For years I’ve wanted to write books. It was one of those dreams that refused to die, even when I would take it out periodically and ask God if I should let it die.
Yet even as the dream stuck with me, I’d look at the marketplace and wonder if I’d ever be able to write the kind of books I wanted.
You see, I love suspense. I guess there’s something in the combination of the ticking time bomb and solving the mystery before it’s revealed that I really enjoy. And ten to fifteen years ago, about the only writers I’d read were Mary Higgins Clark, Tom Clancy, and John Grisham. I knew for the most part that I could trust their books to be clean, yet have that race against time feel. I scoured bookshelves in Christian bookstores, but never found anyone writing like that. And I didn’t trust non-Christian authors enough to pick up their books without a recommendation from someone I trusted.
Why write something that didn’t have any place in the marketplace? Maybe that’s why God kept telling me to wait.
Fast-forward ten years to 2005.
The dream still hadn’t died, but now there were some fantastic authors available in the Christian market. Colleen Coble. Brandilyn Collins. Brandt Dodson. Tim Downs. I discovered their books and felt a surge of hope. Then Steeple Hill started its Love Inspired Suspense line. Now a group of wonderful suspense writers is very active in the CBA market, and my first, Deadly Exposure releases this month from Love Inspired Suspense.
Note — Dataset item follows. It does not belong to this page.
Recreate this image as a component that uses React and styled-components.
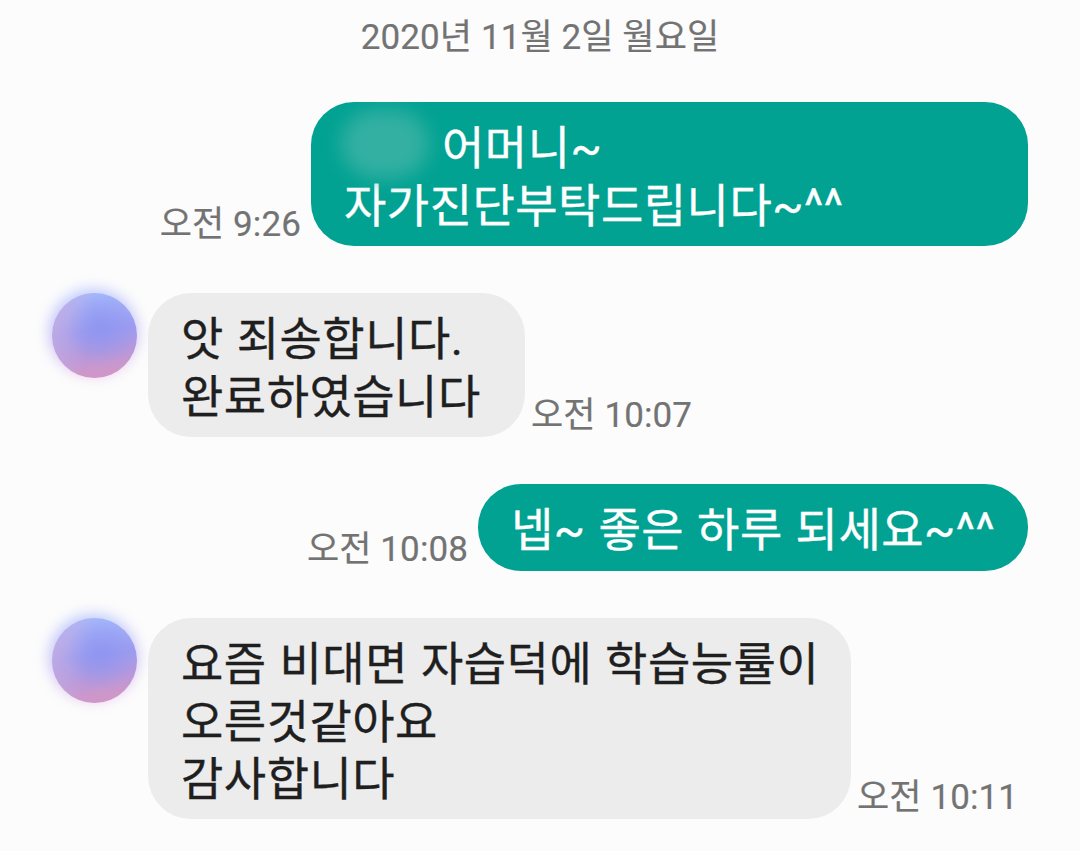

So why do I write Inspirational Romantic Suspense?
First, because in inspirational suspense, I can show how God is active in our lives. Even when we aren’t looking or can’t see Him, He is our rock and shelter when our worlds fall apart. While most of us will never run from stalkers or try to solve crimes, we all have times our lives seem out of control, and any reminder God is still on His throne and in control is encouraging and needed.
Second, I love the twists and turns. I have never been told I couldn’t put something in a plot. I’m able to handle real world issues, without inserting elements that I don’t believe in. To be blunt: sex and language. Rarely do either of those propel a story forward and add to them. Instead, I can write the kind of book I want to read. And that I won’t blush if my grandmother picks up.
Third, they are fun to write. I can research. I can plot. I can develop characters. But at a certain point, the plot and/or characters are going to take over. Then I don’t even know exactly what is going to happen. And that’s fun.